Jesus spoke in metaphors and parabols most often when he was trying to make a point because it was easier for the population to understand. In this day, we commonly use analogies to explain that which we understand to others who do not...and we choose an analogy that we are sure those others have an understanding of.

What does it truly mean to "...deny me by man," and what does it mean to "...deny you before my father in Heaven?" What was it that he was trying to say? Die-hard Christians would automatically say that it means you'll go to hell if you don't believe in Jesus...is that what he really said, though? And what constitutes a "belief in Jesus?" Simply believing that he existed? Or believing that he is God incarnate?

To me, both are easy...I believe he existed...and I believe he was God incarnate...but I also believe that we are ALL God incarnate. I believe that God is all of us, and all of us and everything else in the universe is God. Want an easier way to see it? Ok -- how many "faces" (or personalities) do we have? We have our work-face, our family-face, our friends-face, our party-face, etc. I believe we are all "faces" of God. Ponder THAT!!

Here's another prime example of scripture that could be interpreted in many ways-- in front of the Pharisees, Jesus was questioned regarding his loyalties and sacrilegious speakings. When asked to explain the relationship between himself and "God," he simply said, "I am." Who, then, interpreted that to mean, "I am solely the one infinite creator. My will is what created all that was, is, and ever shall be?"

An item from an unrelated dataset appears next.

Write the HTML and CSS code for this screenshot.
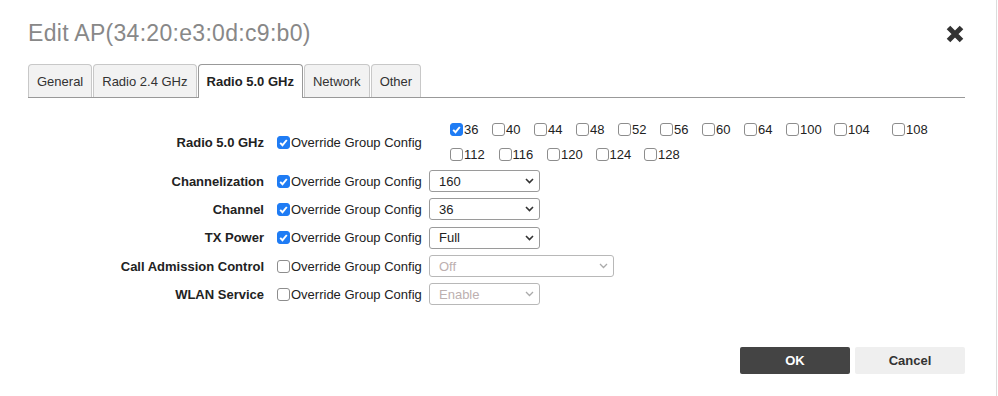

I don't believe this statement needed any explanation...who could get it wrong besides those who mean to twist it into something they can use to empower themselves in front of others?

Let me pose this question -- why would Jesus say something like that and leave it to us to fill in the blanks? Why would he leave such a simple statement up to interpretation? Maybe it was so simple it wasn't meant to be interpreted...or maybe there was such a complex answer that nobody at that time would have understood. At least, if they hadn't by then, after all Jesus had done, he'd be wasting his breath by explaining in greater detail to those who had already chosen his fate anyways.

Pop quiz: Fill in the blank -- "I think, therefore _____."

That's all he was saying, minus the first three words. He simply IS (or was)...just as WE ARE. Not that we are more or less as he was, but equally as great...or have the potential to be if we would just open our minds. We, as humans, try to find some hidden meaning to everything we hear. We have doubt in our minds even when something so plain is made visible. In many ways, this is actually good; how else are we to learn if we simply accept everything at face value? It is in our nature to question...to observe...to experience all that life has to offer...to (and to quote the "Good Book," itself) "become more like Him."

In my opinion, I believe Jesus made one HUGE mistake -- He made himself a martyr instead of sticking around and continuing to teach others to open their hearts, minds, and souls and to see the world for what it truly is...and ourselves for what we truly are.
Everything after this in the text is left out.